This layer is what makes "high-frequency polling across panels won't melt the database" true. A six-panel dashboard polling once per second by a careless front end could fan out to 60 PG queries per second per 10 users. With LRU + 5s TTL, the bulk hits the cache and DB load drops sharply.


Dual deployment: ai-studio + dashboard

v3.0.0 ships dedicated routes on both ends:

  • _authenticated/admin_.business-monitor (ai-studio) — for ops staff;
  • _authenticated/admin_.business-monitor (dashboard) — for tenant admins.

Both share the same BusinessMonitorSnapshot v1 contract; presentation and permissions differ slightly:

  • ai-studio — drill into specific avatars at fine granularity;
  • dashboard — focus on tenant overview, drill down to avatars.

Six new analytical views

The backend simultaneously ships six new postgres views, giving each panel a clean materialization path:

  • coverage_view
  • growth_view
  • engagement_view
  • tasks_view
  • workflow_view
  • skills_view

Views handle base joins and pre-aggregation; the service layer handles final composition and caching. This separation means SQL changes don't break the service contract, and presentation changes don't require touching SQL every time.


Customer value

1. IT director — "Can I justify it this week?"
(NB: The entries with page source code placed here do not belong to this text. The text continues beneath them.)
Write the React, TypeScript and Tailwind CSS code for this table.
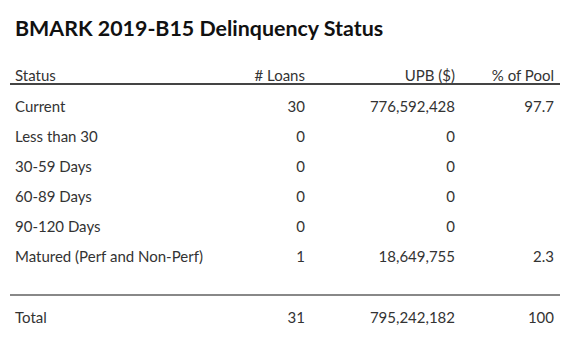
import React from 'react';

interface DelinquencyRow {
  status: string;
  loans: string;
  upb: string;
  pool: string;
}

const rows: DelinquencyRow[] = [
  { status: 'Current', loans: '30', upb: '776,592,428', pool: '97.7' },
  { status: 'Less than 30', loans: '0', upb: '0', pool: '' },
  { status: '30-59 Days', loans: '0', upb: '0', pool: '' },
  { status: '60-89 Days', loans: '0', upb: '0', pool: '' },
  { status: '90-120 Days', loans: '0', upb: '0', pool: '' },
  { status: 'Matured (Perf and Non-Perf)', loans: '1', upb: '18,649,755', pool: '2.3' },
];

const App: React.FC = () => {
  return (
    <div className="w-[570px] h-[337px] bg-white text-[#333] font-['Lato',sans-serif] overflow-hidden">
      <h1 className="pl-[15px] pt-[14px] h-[65px] text-[21.4px] font-bold text-[#111] leading-[28px]">
        BMARK 2019-B15 Delinquency Status
      </h1>

      <div className="mx-[10px] w-[550px] text-[15px] leading-[18px]">
        {/* Header */}
        <div className="flex h-[20px] border-b-2 border-[#444] leading-[21px]">
          <div className="w-[200px] pl-[5px]">Status</div>
          <div className="w-[95px] text-right"># Loans</div>
          <div className="w-[150px] text-right">UPB ($)</div>
          <div className="w-[99px] text-right">% of Pool</div>
        </div>

        {/* Body */}
        <div className="pt-[6px]">
          {rows.map(r => (
            <div key={r.status} className="flex h-[30px] items-center">
              <div className="w-[200px] pl-[5px]">{r.status}</div>
              <div className="w-[95px] text-right">{r.loans}</div>
              <div className="w-[150px] text-right">{r.upb}</div>
              <div className="w-[99px] text-right">{r.pool}</div>
            </div>
          ))}
        </div>

        {/* Total */}
        <div className="mt-[23px] border-t-2 border-[#888] pt-[6px]">
          <div className="flex h-[30px] items-center">
            <div className="w-[200px] pl-[5px]">Total</div>
            <div className="w-[95px] text-right">31</div>
            <div className="w-[150px] text-right">795,242,182</div>
            <div className="w-[99px] text-right">100</div>
          </div>
        </div>
      </div>
    </div>
  );
};

export default App;
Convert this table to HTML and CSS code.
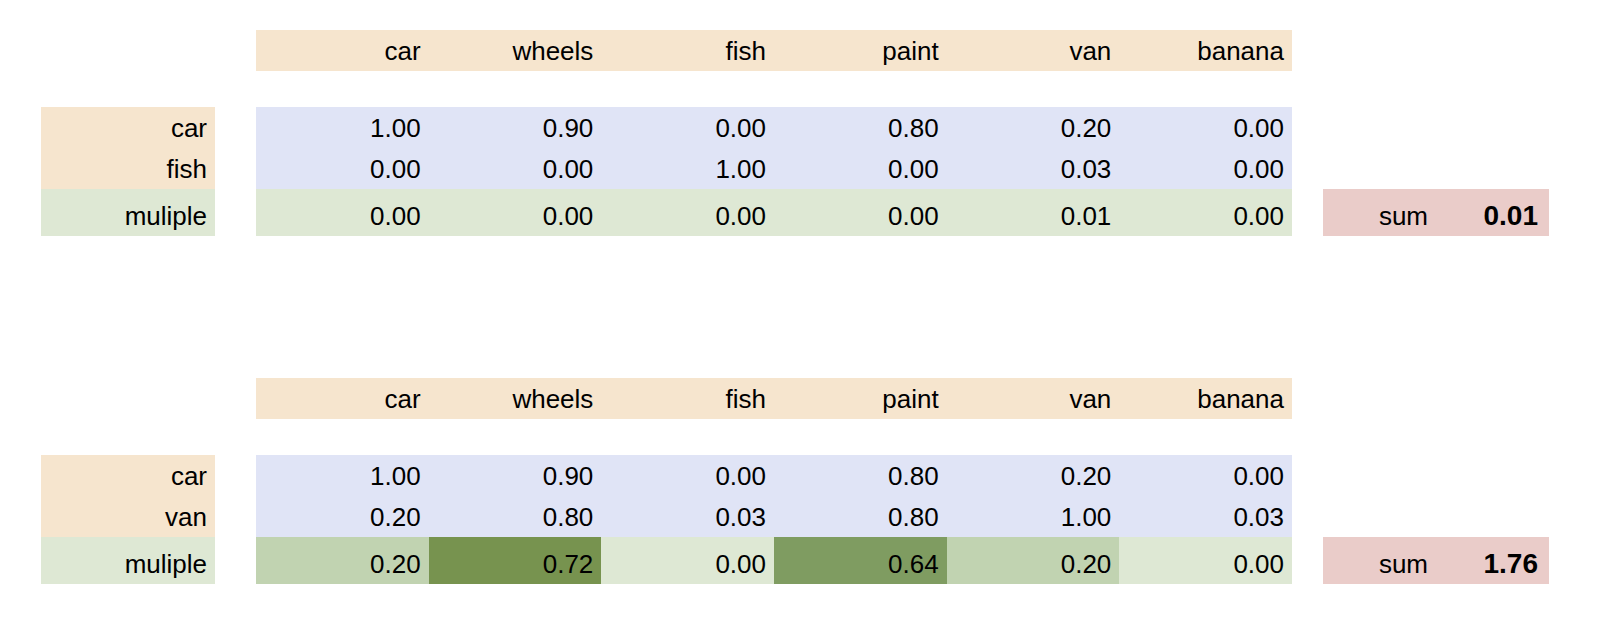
FILE: index.html
```html
<!DOCTYPE html>
<html>
<head>
<meta charset="utf-8">
<link rel="stylesheet" href="styles.css">
</head>
<body>
<main class="sheet">
  <section class="block block-first">
    <div class="head-row">
      <div class="cell">car</div><div class="cell">wheels</div><div class="cell">fish</div><div class="cell">paint</div><div class="cell">van</div><div class="cell">banana</div>
    </div>
    <div class="body">
      <div class="labels">
        <div class="cell row tan">car</div>
        <div class="cell row tan">fish</div>
        <div class="cell row-mult green">muliple</div>
      </div>
      <div class="matrix">
        <div class="mrow blue">
          <div class="cell row">1.00</div><div class="cell row">0.90</div><div class="cell row">0.00</div><div class="cell row">0.80</div><div class="cell row">0.20</div><div class="cell row">0.00</div>
        </div>
        <div class="mrow blue">
          <div class="cell row">0.00</div><div class="cell row">0.00</div><div class="cell row">1.00</div><div class="cell row">0.00</div><div class="cell row">0.03</div><div class="cell row">0.00</div>
        </div>
        <div class="mrow green">
          <div class="cell row-mult">0.00</div><div class="cell row-mult">0.00</div><div class="cell row-mult">0.00</div><div class="cell row-mult">0.00</div><div class="cell row-mult">0.01</div><div class="cell row-mult">0.00</div>
        </div>
      </div>
      <div class="sum">
        <div class="cell row-mult">sum</div><div class="cell row-mult total">0.01</div>
      </div>
    </div>
  </section>

  <section class="block block-second">
    <div class="head-row">
      <div class="cell">car</div><div class="cell">wheels</div><div class="cell">fish</div><div class="cell">paint</div><div class="cell">van</div><div class="cell">banana</div>
    </div>
    <div class="body">
      <div class="labels">
        <div class="cell row tan">car</div>
        <div class="cell row tan">van</div>
        <div class="cell row-mult green">muliple</div>
      </div>
      <div class="matrix">
        <div class="mrow blue">
          <div class="cell row">1.00</div><div class="cell row">0.90</div><div class="cell row">0.00</div><div class="cell row">0.80</div><div class="cell row">0.20</div><div class="cell row">0.00</div>
        </div>
        <div class="mrow blue">
          <div class="cell row">0.20</div><div class="cell row">0.80</div><div class="cell row">0.03</div><div class="cell row">0.80</div><div class="cell row">1.00</div><div class="cell row">0.03</div>
        </div>
        <div class="mrow green">
          <div class="cell row-mult heat-low">0.20</div><div class="cell row-mult heat-high">0.72</div><div class="cell row-mult">0.00</div><div class="cell row-mult heat-mid">0.64</div><div class="cell row-mult heat-low">0.20</div><div class="cell row-mult">0.00</div>
        </div>
      </div>
      <div class="sum">
        <div class="cell row-mult">sum</div><div class="cell row-mult total">1.76</div>
      </div>
    </div>
  </section>
</main>
</body>
</html>
```
FILE: styles.css
```css
html, body {
  margin: 0;
  padding: 0;
  background: #ffffff;
}

body {
  width: 1600px;
  height: 629px;
  overflow: hidden;
  font-family: "Liberation Sans", Arial, Helvetica, sans-serif;
  font-size: 26px;
  color: #000000;
}

.sheet {
  padding-left: 41px;
}

.block-first {
  padding-top: 30px;
}

.block-second {
  margin-top: 142px;
}

.head-row {
  margin-left: 215px;
  width: 1036px;
  height: 41px;
  display: grid;
  grid-template-columns: repeat(6, 1fr);
  background: #f6e5ce;
}

.body {
  display: flex;
  margin-top: 36px;
}

.labels {
  width: 174px;
  margin-right: 41px;
  display: flex;
  flex-direction: column;
}

.matrix {
  width: 1036px;
  margin-right: 31px;
  display: flex;
  flex-direction: column;
}

.mrow {
  display: grid;
  grid-template-columns: repeat(6, 1fr);
}

.sum {
  align-self: flex-end;
  width: 226px;
  display: grid;
  grid-template-columns: 1fr 1fr;
  background: #eaccc9;
}

.cell {
  display: flex;
  align-items: flex-end;
  justify-content: flex-end;
  line-height: 26px;
  padding: 0 8px 7px 0;
  box-sizing: border-box;
  white-space: nowrap;
  height: 41px;
}

.row {
  height: 41px;
}

.row-mult {
  height: 47px;
}

.total {
  font-weight: bold;
  font-size: 28px;
  padding-right: 11px;
}

.tan {
  background: #f6e5ce;
}

.blue {
  background: #e0e4f6;
}

.green {
  background: #dee8d4;
}

.heat-low {
  background: #c1d3b1;
}

.heat-mid {
  background: #7f9c61;
}

.heat-high {
  background: #77934f;
}
```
A week after the IT-assistant avatar goes live, BusinessMonitor immediately tells the director:

  • True active users (not "registrations");
  • Ticket FCR;
  • SLA trend;
  • Whether the avatar's resource use is within thresholds.

2. Ops director — "Did the avatar contribute to the business?"

A month after the e-commerce-ops avatar goes live, the ops director sees:

  • Activity per store;
  • Frequency of high-value skills like listing-forge;
  • Stores not yet onboarded (training opportunity);
  • Load differences across multi-market avatars.

3. CTO / Architect — "Is the platform running under healthy load?"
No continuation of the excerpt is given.